I hope that by giving this account of its contents, other editions and studies of this important text may be encouraged:
(From Martin Plessner’s introduction, pp. lix-lxxv.)
The following pages are intended as a guide to and an epitome of this often disorderly book. A glance at the table of contents is enough to show that the sequence of chapters is erratic and closer inspection reveals that the scope of individual chapters is far wider than appears at first sight. Philosophic doctrines (which, according to the author, are the basis of the talismanic art), theory of magic, astronomical, astrological and physical lore, extensive directions for the practice of the art, and accounts of the peoples by whom it is employed are jumbled together throughout the book, with no discernible guiding principle. If a systematic arrangement is anywhere perceptible, it is in the astrological and astronomical material, though even this is far from self-contained or methodically ordered. Subjects which belong together are separated (e.g., the geographical sections on pp.171 ff. and 394 ff.), long, discursive definitions, appearing in unexpected places, further break the sequence (e.g., pp.78 and 343)-. and there is a great deal more to make the reader’s task more difficult.

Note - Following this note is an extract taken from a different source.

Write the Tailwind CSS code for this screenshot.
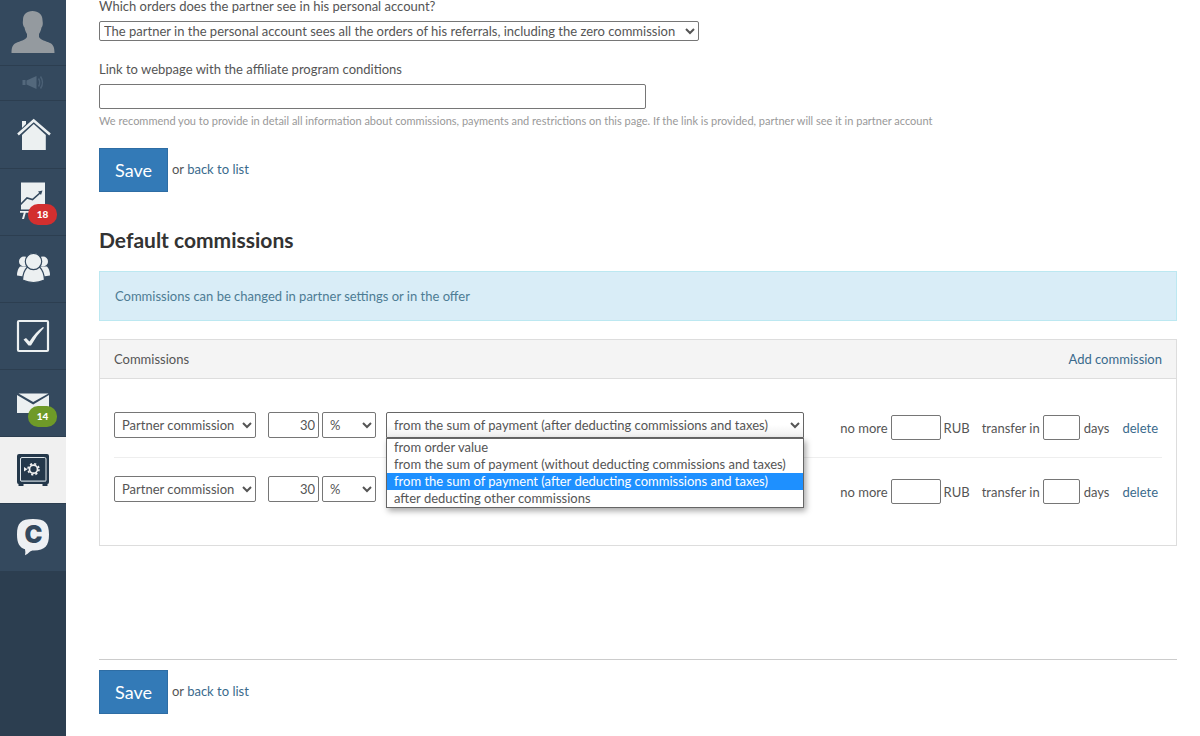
<!DOCTYPE html>
<html lang="en">
<head>
  <meta charset="UTF-8" />
  <meta name="viewport" content="width=device-width, initial-scale=1.0"/>
  <title>Affiliate program settings</title>
  <script src="https://cdn.jsdelivr.net/npm/@tailwindcss/browser@4"></script>
</head>
<body class="flex min-h-screen bg-white font-['Lato',sans-serif] text-[13px] leading-5 text-[#555]">

  <!-- Sidebar -->
  <nav class="w-[66px] shrink-0 bg-[#2c3e50]" aria-label="Main menu">
    <a href="#" aria-label="Profile" class="block h-[66px] border-b border-[#2c3e50] bg-[#34495e]">
      <svg class="h-[65px] w-[66px]" viewBox="0 0 66 65" fill="#949a9f">
        <path d="M32.500 11c-6 0-9.500 3.500-9.500 9 0 1-.3 2-.2 3 .2 2 .8 3.500 1.700 4.500.5 3 1.500 5 2.500 6.500v3c-1.500 3-7 4-11 6-3 1.500-4.500 4-4.500 10h43c0-6-1.500-8.500-4.500-10-4-2-9.500-3-11-6v-3c1-1.500 2-3.500 2.500-6.500.9-1 1.300-2.500 1.300-4.500 0-1-.3-2-.3-3 0-5.500-4-9-10-9z"/>
      </svg>
    </a>
    <a href="#" aria-label="News" class="block h-[35px] border-b border-[#2c3e50] bg-[#34495e]">
      <svg class="h-[34px] w-[66px]" viewBox="0 0 66 34" fill="#53687c">
        <path d="M22.500 14h3v5h-3zM26.500 14.500l10-4.500v13l-10-4.500z"/>
        <path d="M38.500 12.500q2.500 4 0 8M40.500 10.500q4 6 0 12" fill="none" stroke="#4b6075" stroke-width="1.500"/>
      </svg>
    </a>
    <a href="#" aria-label="Home" class="block h-[68px] border-b border-[#2c3e50] bg-[#34495e]">
      <svg class="h-[66px] w-[66px]" viewBox="0 1 66 66" fill="#ecf0f1">
        <path d="M22 21h4v3l-4 4z"/>
        <path d="M22 35L33.700 24 45.800 35V50H22z"/>
        <path d="M18 34.500L33.700 20.500 50 34.500" fill="none" stroke="#ecf0f1" stroke-width="2.500"/>
      </svg>
    </a>
    <a href="#" aria-label="Statistics, 18 new" class="relative block h-[67px] border-b border-[#2c3e50] bg-[#34495e]">
      <svg class="h-[66px] w-[66px]" viewBox="0 1 66 66">
        <path d="M21 14.500h24v27H21zM20 43h14v1.800H20zM24 44h2l-2 7h-2z" fill="#ecf0f1"/>
        <path d="M20.500 36.500L27 30l5.500 1.500L40 25" fill="none" stroke="#34495e" stroke-width="1.600"/>
        <path d="M38 23.500l4.500-1-1.500 4.500z" fill="#34495e"/>
      </svg>
      <span class="absolute top-[35px] left-7 h-[21px] w-[29px] rounded-[10px] bg-[#d32f2f] text-center text-[10px] leading-[21px] font-black text-white">18</span>
    </a>
    <a href="#" aria-label="Users" class="block h-[67px] border-b border-[#2c3e50] bg-[#34495e]">
      <svg class="h-[66px] w-[66px]" viewBox="0 1 66 66" fill="#ecf0f1">
        <circle cx="24" cy="26.500" r="5"/>
        <circle cx="43" cy="26.500" r="5"/>
        <path d="M20 31.500h7v10.500l-10-1.500q0-6 3-9zM47 31.500h-7v10.500l10-1.500q0-6-3-9z"/>
        <g stroke="#34495e" stroke-width="1.200">
          <path d="M27 32.500h13q4 4 4.500 12.500-11 5-22 0 .5-8.500 4.500-12.500z"/>
          <circle cx="33.500" cy="26.500" r="8.200"/>
        </g>
      </svg>
    </a>
    <a href="#" aria-label="Tasks" class="block h-[67px] border-b border-[#2c3e50] bg-[#34495e]">
      <svg class="h-[66px] w-[66px]" viewBox="0 1 66 66" fill="#ecf0f1">
        <rect x="18" y="19" width="30" height="30" rx="1" fill="none" stroke="#ecf0f1" stroke-width="2.200"/>
        <path d="M23.500 37.500l2.500-1.500 3.500 3.500q6-9.500 13.500-14.500l1 .8q-7.500 7.500-13 17.700h-2.500z"/>
      </svg>
    </a>
    <a href="#" aria-label="Messages, 14 new" class="relative block h-[67px] border-b border-[#2c3e50] bg-[#34495e]">
      <svg class="h-[66px] w-[66px]" viewBox="0 1 66 66" fill="#ecf0f1">
        <path d="M18.500 24.500h30L33.200 33z"/>
        <path d="M17 26l16.200 9.500L49 26V44H17z"/>
      </svg>
      <span class="absolute top-[36px] left-7 h-[21px] w-[29px] rounded-[10px] bg-[#6f9a28] text-center text-[10px] leading-[21px] font-black text-white">14</span>
    </a>
    <a href="#" aria-label="Finance" aria-current="page" class="block h-[67px] border-b border-[#2c3e50] bg-[#f0f0f0]">
      <svg class="h-[66px] w-[66px]" viewBox="0 1 66 66">
        <path d="M19 18h28q2 0 2 2v26q0 2-1.500 2v2h-5v-2h-19v2h-5v-2q-1.500 0-1.500-2V20q0-2 2-2z" fill="#24384b"/>
        <rect x="20.500" y="21.500" width="25.500" height="24" rx="1.500" fill="none" stroke="#dfe6ea" stroke-width="1"/>
        <path d="M21 45h24.500" stroke="#8d9ba7" stroke-width="1.600"/>
        <circle cx="33.500" cy="33.200" r="4" fill="none" stroke="#f0f0f0" stroke-width="1.700"/>
        <circle cx="33.500" cy="33.200" r="5.500" fill="none" stroke="#f0f0f0" stroke-width="1.600" stroke-dasharray="2.160 2.160"/>
        <path d="M24 31l3.500 2.200L24 35.500z" fill="#f0f0f0"/>
      </svg>
    </a>
    <a href="#" aria-label="Chat" class="block h-[67px] bg-[#34495e]">
      <svg class="h-[66px] w-[66px]" viewBox="0 1 66 66">
        <path d="M33 16c12 0 16 4 16 15.500S45 47 34 47.500c-2.500 0-3.500.5-5 2-1 1-2.300 2-4 2.700.5-2 .5-4 0-6-5.500-1.700-8-6-8-14.700C17 20 21 16 33 16z" fill="#eef0f3"/>
        <text x="33.500" y="40" text-anchor="middle" class="font-['Inter'] text-[24px] font-black" fill="#34495e">C</text>
      </svg>
    </a>
  </nav>

  <!-- Main Content -->
  <main class="min-w-0 flex-1 pr-[23px] pl-[33px]">
    <form>
      <label for="visibility" class="-mt-1 block">Which orders does the partner see in his personal account?</label>
      <select id="visibility" class="mt-[5px] block h-5 w-[600px] rounded-[2px] border border-[#767676]">
        <option>The partner in the personal account sees all the orders of his referrals, including the zero commission</option>
      </select>

      <label for="link" class="mt-[18px] block">Link to webpage with the affiliate program conditions</label>
      <input id="link" type="text" class="mt-[5px] block h-[25px] w-full max-w-[547px] rounded-[2px] border border-[#767676] px-2"/>
      <p class="mt-[2px] text-[11px] text-[#999]">We recommend you to provide in detail all information about commissions, payments and restrictions on this page. If the link is provided, partner will see it in partner account</p>

      <div class="mt-[17px] flex items-start gap-1">
        <button type="button" class="h-11 w-[69px] border border-[#2e6da4] bg-[#337ab7] text-lg text-white">Save</button>
        <span class="mt-[11px]">or <a href="#" class="text-[#3a6a8c]">back to list</a></span>
      </div>

      <h2 class="mt-[38px] text-[21px] leading-5 font-bold text-[#333]">Default commissions</h2>
      <div class="mt-[21px] border border-[#bce8f1] bg-[#d9edf7] px-[15px] py-[14px] text-[#4d7c94]">Commissions can be changed in partner settings or in the offer</div>

      <!-- Commissions panel -->
      <section class="mt-[18px] border border-[#ddd]">
        <header class="flex justify-between border-b border-[#ddd] bg-[#f4f4f4] px-[14px] py-[9px]">
          <span>Commissions</span>
          <a href="#" class="text-[#3a6a8c]">Add commission</a>
        </header>

        <div class="px-[14px] pt-[15px] pb-6">
          <div class="flex items-start justify-between border-b border-[#eee] pt-[18px] pb-[17px]">
            <div class="flex">
              <select aria-label="Commission type" class="h-[26px] w-[142px] rounded-[2px] border border-[#767676] px-[3px]">
                <option>Partner commission</option>
              </select>
              <input aria-label="Commission size" type="text" value="30" class="ml-3 h-[26px] w-[51px] rounded-[2px] border border-[#767676] px-[3px] text-right"/>
              <select aria-label="Unit" class="ml-[3px] h-[26px] w-[54px] rounded-[2px] border border-[#767676] px-[3px]">
                <option>%</option>
              </select>
              <div class="relative ml-[10px]">
                <select aria-label="Commission base" class="block h-[26px] w-[418px] rounded-t-[2px] border border-[#666] bg-linear-to-b from-white from-50% to-[#eee] px-[3px]">
                  <option>from the sum of payment (after deducting commissions and taxes)</option>
                </select>
                <ul role="listbox" class="absolute top-full left-0 z-10 w-full border border-[#666] bg-white leading-[17px] whitespace-nowrap shadow-[2px_3px_6px_rgba(0,0,0,0.35)]">
                  <li role="option" class="px-[7px]">from order value</li>
                  <li role="option" class="px-[7px]">from the sum of payment (without deducting commissions and taxes)</li>
                  <li role="option" aria-selected="true" class="bg-[#1e90ff] px-[7px] text-white">from the sum of payment (after deducting commissions and taxes)</li>
                  <li role="option" class="px-[7px]">after deducting other commissions</li>
                </ul>
              </div>
            </div>
            <div class="mt-[3px] mr-1 flex items-center">
              <label for="limit1">no more</label>
              <input id="limit1" type="text" class="ml-[3px] h-[25px] w-[50px] rounded-[2px] border border-[#767676] px-1"/>
              <span class="ml-[3px]">RUB</span>
              <label for="days1" class="ml-3">transfer in</label>
              <input id="days1" type="text" class="ml-[3px] h-[25px] w-[37px] rounded-[2px] border border-[#767676] px-1"/>
              <span class="ml-1">days</span>
              <a href="#" class="ml-[13px] text-[#3a6a8c]">delete</a>
            </div>
          </div>

          <div class="flex items-start justify-between pt-[18px] pb-[17px]">
            <div class="flex">
              <select aria-label="Commission type" class="h-[26px] w-[142px] rounded-[2px] border border-[#767676] px-[3px]">
                <option>Partner commission</option>
              </select>
              <input aria-label="Commission size" type="text" value="30" class="ml-3 h-[26px] w-[51px] rounded-[2px] border border-[#767676] px-[3px] text-right"/>
              <select aria-label="Unit" class="ml-[3px] h-[26px] w-[54px] rounded-[2px] border border-[#767676] px-[3px]">
                <option>%</option>
              </select>
            </div>
            <div class="mt-[3px] mr-1 flex items-center">
              <label for="limit2">no more</label>
              <input id="limit2" type="text" class="ml-[3px] h-[25px] w-[50px] rounded-[2px] border border-[#767676] px-1"/>
              <span class="ml-[3px]">RUB</span>
              <label for="days2" class="ml-3">transfer in</label>
              <input id="days2" type="text" class="ml-[3px] h-[25px] w-[37px] rounded-[2px] border border-[#767676] px-1"/>
              <span class="ml-1">days</span>
              <a href="#" class="ml-[13px] text-[#3a6a8c]">delete</a>
            </div>
          </div>
        </div>
      </section>

      <div class="mt-[113px] flex items-start gap-1 border-t border-[#ccc] pt-[10px]">
        <button type="button" class="h-11 w-[69px] border border-[#2e6da4] bg-[#337ab7] text-lg text-white">Save</button>
        <span class="mt-[11px]">or <a href="#" class="text-[#3a6a8c]">back to list</a></span>
      </div>
    </form>
  </main>

</body>
</html>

This manner of writing may well be intentional, whether to make the magical sections appear less suspect by interlarding them with theoretical passages, or to make certain doctrines seem less strange by administering them in small doses, or to demonstrate the equal validity of the magical and philosophical material, or for a combination of all three reasons. At all events, a similar method of presentation is apparent in one of the principal sources of The Aim of the Sage, the encyclopedia of the Brethren of Purity (Ihwân al-Safâ).